In this board from the 16th round in Tenerife, N-S have a
vulnerable 4S in the cards but at very many tables they
weren't able to go past the seemingly low barrier of the
enemy 1NT.
Board 2, East dealer, NS vul.
Q 10 8 7 4 A J 7 5 A 9 5 2 A 9 2 K Q 3 2 K J 9 5 10 4 3 Q 9 6 2 Q 10 7 4 K J 6 3 J 6 5 3 10 8 7 6 4 A K 8 8 At many tables the auction was short: West East 1D 1NT all pass * Would you pass 1NT as North? * Would you pass 1NT as West? * Would you pass 1NT as South?If any of the three players decide to speak. NS have a good chance to reach the laydown 4S (with a mere 19 points, cold against any defence). If all three decide to pass, then the best NS can expect is to beat 1NT by one trick, but in practice it was made sometimes. Anyway, a measly 50 is nothing against the 620 available.
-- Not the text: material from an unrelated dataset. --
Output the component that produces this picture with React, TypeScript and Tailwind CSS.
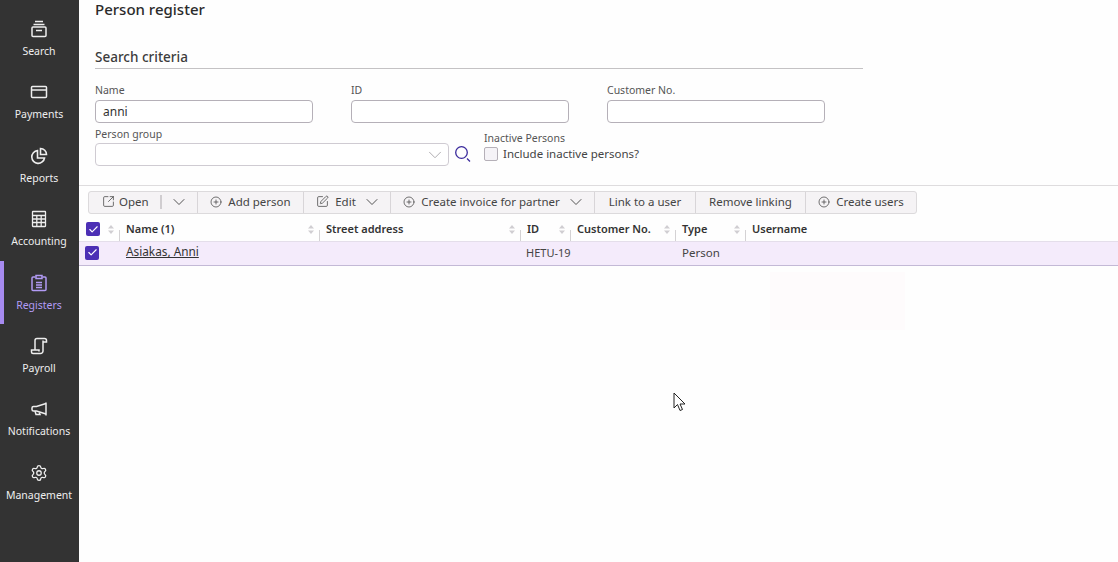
import { ChevronDown, CirclePlus, Settings, SquareArrowOutUpRight, SquarePen, Check } from 'lucide-react';
import type { ReactNode } from 'react';

const font = "font-['Noto_Sans',sans-serif]";

function ArchiveIcon() {
  return (
    <svg width="18" height="18" viewBox="0 0 18 18" fill="none" stroke="currentColor" strokeWidth="1.5">
      <path d="M5 1.500h8M3.500 4.500h11" />
      <rect x="2" y="7" width="14" height="9.500" rx="1" />
      <path d="M6 10.500h6" />
    </svg>
  );
}

function CardIcon() {
  return (
    <svg width="18" height="18" viewBox="0 0 18 18" fill="none" stroke="currentColor" strokeWidth="1.5">
      <rect x="1.500" y="3.500" width="15" height="11" rx="1" />
      <path d="M1.500 7h15" />
    </svg>
  );
}

function PieIcon() {
  return (
    <svg width="18" height="18" viewBox="0 0 18 18" fill="none" stroke="currentColor" strokeWidth="1.6">
      <path d="M7.500 3.600a6.400 6.400 0 1 0 7 7.400H7.500z" />
      <path d="M10.500 1.500a6 6 0 0 1 6 6h-6z" />
    </svg>
  );
}

function CalcIcon() {
  return (
    <svg width="18" height="18" viewBox="0 0 18 18" fill="none" stroke="currentColor" strokeWidth="1.3">
      <rect x="2.500" y="1.500" width="13" height="15" rx="0.5" />
      <path d="M2.500 5.500h13M2.500 9h13M2.500 12.500h13M6.800 5.500v11M11.200 5.500v11" />
    </svg>
  );
}

function ClipboardIcon() {
  return (
    <svg width="18" height="18" viewBox="0 0 18 18" fill="none" stroke="currentColor" strokeWidth="1.5">
      <path d="M5.500 3H3a1 1 0 0 0-1 1v11.500a1 1 0 0 0 1 1h12a1 1 0 0 0 1-1V4a1 1 0 0 0-1-1h-2.500" />
      <path d="M6 1.500h6v3H6zM6 8.500h6M6 11h6M6 13.500h6" />
    </svg>
  );
}

function ScrollIcon() {
  return (
    <svg width="18" height="18" viewBox="0 0 18 18" fill="none" stroke="currentColor" strokeWidth="1.5">
      <path d="M5 13V3.500a2 2 0 0 1 2-2h7.500a2 2 0 0 1 2 2V5h-3.500" />
      <path d="M13 3.500V14a2.500 2.500 0 0 1-2.500 2.500H3a1.500 1.500 0 0 1-1.500-1.500v-2H9v1.500" />
    </svg>
  );
}

function HornIcon() {
  return (
    <svg width="18" height="18" viewBox="0 0 18 18" fill="none" stroke="currentColor" strokeWidth="1.5">
      <path d="M16 2.500v13" />
      <path d="M16 3.500 6.500 6.500H3.500A1.500 1.500 0 0 0 2 8v1.500A1.500 1.500 0 0 0 3.500 11h3l9.500 3" />
      <path d="M5 11l1 3.500h4l-.7-2" />
    </svg>
  );
}

const navItems: { label: string; icon: ReactNode; active?: boolean }[] = [
  { label: 'Search', icon: <ArchiveIcon /> },
  { label: 'Payments', icon: <CardIcon /> },
  { label: 'Reports', icon: <PieIcon /> },
  { label: 'Accounting', icon: <CalcIcon /> },
  { label: 'Registers', icon: <ClipboardIcon />, active: true },
  { label: 'Payroll', icon: <ScrollIcon /> },
  { label: 'Notifications', icon: <HornIcon /> },
  { label: 'Management', icon: <Settings size={18} strokeWidth={1.7} /> },
];

function Sidebar() {
  return (
    <aside className="flex h-[562px] w-[79px] shrink-0 flex-col bg-[#333333] pt-[7px]">
      {navItems.map(item => (
        <div
          key={item.label}
          className={`flex h-[63.4px] flex-col items-center border-l-4 pr-[5px] pt-[13px] ${
            item.active ? 'border-[#a78bf0] text-[#b29bf5]' : 'border-transparent text-[#eeeeee]'
          }`}
        >
          <div className="flex h-[18px] items-center justify-center">{item.icon}</div>
          <span className="mt-[6px] text-[10.5px] leading-[15px] whitespace-nowrap">{item.label}</span>
        </div>
      ))}
    </aside>
  );
}

function Field({ label, value }: { label: string; value?: string }) {
  return (
    <div className="w-[218px]">
      <div className="h-[18px] text-[10.5px] leading-[16px] text-[#555555]">{label}</div>
      <div className="flex h-[23px] items-center rounded-[4px] border border-[#b5b0b8] bg-white px-[7px] text-[12px] text-[#333333]">
        {value}
      </div>
    </div>
  );
}

function ToolButton({ icon, label, chevron, width }: { icon?: ReactNode; label: string; chevron?: boolean; width: string }) {
  return (
    <div className={`flex h-full shrink-0 items-center justify-center gap-[6px] border-r border-[#d8d5d8] pb-[2px] last:border-r-0 ${width}`}>
      {icon}
      <span>{label}</span>
      {chevron && <ChevronDown size={20} strokeWidth={1.1} className="-mr-[4px]" />}
    </div>
  );
}

function Toolbar() {
  return (
    <div className="ml-[9px] mt-[5px] flex h-[23px] w-[829px] items-center rounded-[3px] border border-[#dcdadc] bg-[#f5f3f5] text-[11.5px] text-[#444444]">
      <div className="flex h-full w-[109px] shrink-0 items-center border-r border-[#d8d5d8] pb-[2px] pl-[13px]">
        <SquareArrowOutUpRight size={13} strokeWidth={1.4} />
        <span className="ml-[4px]">Open</span>
        <div className="ml-[11px] h-[14px] w-[2px] bg-[#d0cdd0]" />
        <ChevronDown size={20} strokeWidth={1.1} className="ml-[7px]" />
      </div>
      <ToolButton width="w-[106px]" icon={<CirclePlus size={12} strokeWidth={1.5} />} label="Add person" />
      <ToolButton width="w-[87px]" icon={<SquarePen size={13} strokeWidth={1.4} />} label="Edit" chevron />
      <ToolButton width="w-[204px]" icon={<CirclePlus size={12} strokeWidth={1.5} />} label="Create invoice for partner" chevron />
      <ToolButton width="w-[101px]" label="Link to a user" />
      <ToolButton width="w-[110px]" label="Remove linking" />
      <ToolButton width="w-[110px]" icon={<CirclePlus size={12} strokeWidth={1.5} />} label="Create users" />
    </div>
  );
}

const columns = [
  { label: 'Name (1)', width: 'w-[200px]' },
  { label: 'Street address', width: 'w-[201px]' },
  { label: 'ID', width: 'w-[50px]' },
  { label: 'Customer No.', width: 'w-[105px]' },
  { label: 'Type', width: 'w-[70px]' },
];

function TickBox() {
  return (
    <div className="flex h-[14px] w-[14px] items-center justify-center rounded-[2px] bg-[#4c2fb5]">
      <Check size={11} strokeWidth={2.5} className="text-white" />
    </div>
  );
}

function SortArrows() {
  return (
    <svg width="6" height="9" viewBox="0 0 6 9" fill="#d0ced2">
      <path d="M3 0l3 3.500H0zM3 9l3-3.500H0z" />
    </svg>
  );
}

function HeaderLabel({ label }: { label: string }) {
  return (
    <div className="flex h-full items-center">
      <div className="h-[11px] w-px self-end bg-[#d4d2d4]" />
      <span className="pl-[6px]">{label}</span>
    </div>
  );
}

function PersonTable() {
  return (
    <div className="mt-[4px]">
      <div className="flex h-[23px] items-center text-[11px] font-semibold text-[#333333]">
        <div className="flex h-full w-[40px] items-center justify-between pb-[1px] pl-[7px] pr-[5px]">
          <TickBox />
          <SortArrows />
        </div>
        {columns.map(col => (
          <div key={col.label} className={`flex h-full items-center justify-between pr-[5px] ${col.width}`}>
            <HeaderLabel label={col.label} />
            <SortArrows />
          </div>
        ))}
        <HeaderLabel label="Username" />
      </div>
      <div className="flex h-[25px] items-center border-b border-[#c3b9d6] border-t border-t-[#e4deea] bg-[#f4ebfb] pb-[2px] text-[11.5px] text-[#444444]">
        <div className="w-[47px] pl-[6px]">
          <TickBox />
        </div>
        <a className="-mt-[1px] w-[400px] text-[11.8px] text-[#333333] underline">Asiakas, Anni</a>
        <span className="mt-[1px] w-[156px] text-[11px]">HETU-19</span>
        <span>Person</span>
      </div>
    </div>
  );
}

export default function App() {
  return (
    <div className={`relative flex h-[562px] w-[1118px] overflow-hidden bg-[#fefefe] ${font}`}>
      <Sidebar />
      <main className="min-w-0 flex-1">
        <div className="px-[16px]">
          <h1 className="text-[15px] leading-[19px] font-medium text-[#2b2b2b]">Person register</h1>
          <h2 className="mt-[29px] w-[768px] border-b border-[#c4c2c4] pb-[1px] text-[13.5px] leading-[19px] font-medium text-[#3c3c3c]">
            Search criteria
          </h2>
          <div className="mt-[13px] flex gap-[38px]">
            <Field label="Name" value="anni" />
            <Field label="ID" />
            <Field label="Customer No." />
          </div>
          <div className="mt-[3px] flex">
            <div className="w-[354px]">
              <div className="h-[17px] text-[10.5px] leading-[16px] text-[#555555]">Person group</div>
              <div className="flex h-[23px] items-center justify-end rounded-[4px] border border-[#cfcbd2] bg-white pr-[2px] text-[#a9a6ab]">
                <ChevronDown size={22} strokeWidth={1} />
              </div>
            </div>
            <svg className="ml-[5px] mt-[19px]" width="18" height="18" viewBox="0 0 18 18" fill="none" stroke="#3a2a9c" strokeWidth="1.300">
              <circle cx="7.500" cy="7.500" r="5.800" />
              <path d="M13 13.500l3 3" />
            </svg>
            <div className="ml-[12px] pt-[4px]">
              <div className="h-[15px] text-[10.5px] leading-[16px] text-[#555555]">Inactive Persons</div>
              <div className="flex items-center gap-[5px] text-[11.5px] text-[#444444]">
                <div className="h-[14px] w-[14px] rounded-[2px] border border-[#b5b0b8] bg-[#f5f3f7]" />
                Include inactive persons?
              </div>
            </div>
          </div>
        </div>
        <div className="mt-[19px] border-t border-[#dedcde]">
          <Toolbar />
          <PersonTable />
        </div>
      </main>
      <div className="absolute left-[770px] top-[272px] h-[58px] w-[135px] bg-[#fefbfc]" />
      <svg className="absolute left-[673px] top-[392px]" width="13" height="20" viewBox="0 0 13 20" fill="white" stroke="#222222" strokeWidth="1">
        <path d="M1 1v15l3.500-3.500 2.500 6 2.500-1-2.500-5.500h5z" />
      </svg>
    </div>
  );
}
This said, even if the auction gets past the 1NT barrier, there is no guarantee of reaching 4S. In fact, when Greece met Iceland in the Vugraph, at both rooms the auction got past 1NT -but ended in a non-spade contract.
In the Open Room, it was the Icelandic East who disturbed 1NT, by rebidding 2C. Then N-S introduced spades but they sold out to 4C, undoubled, which they beat by two for an insufficient 100.
However, in the Closed Room there was an accident for the Icemen. When 1NT was passed out to South, he reopened with *2D*.
What is the meaning of this auction in your regular partnership? Is it a take-out for the majors or long diamonds? I would tend for the former -but then how do you show long diamonds given that opener may have a 3-carder? (You don't I guess).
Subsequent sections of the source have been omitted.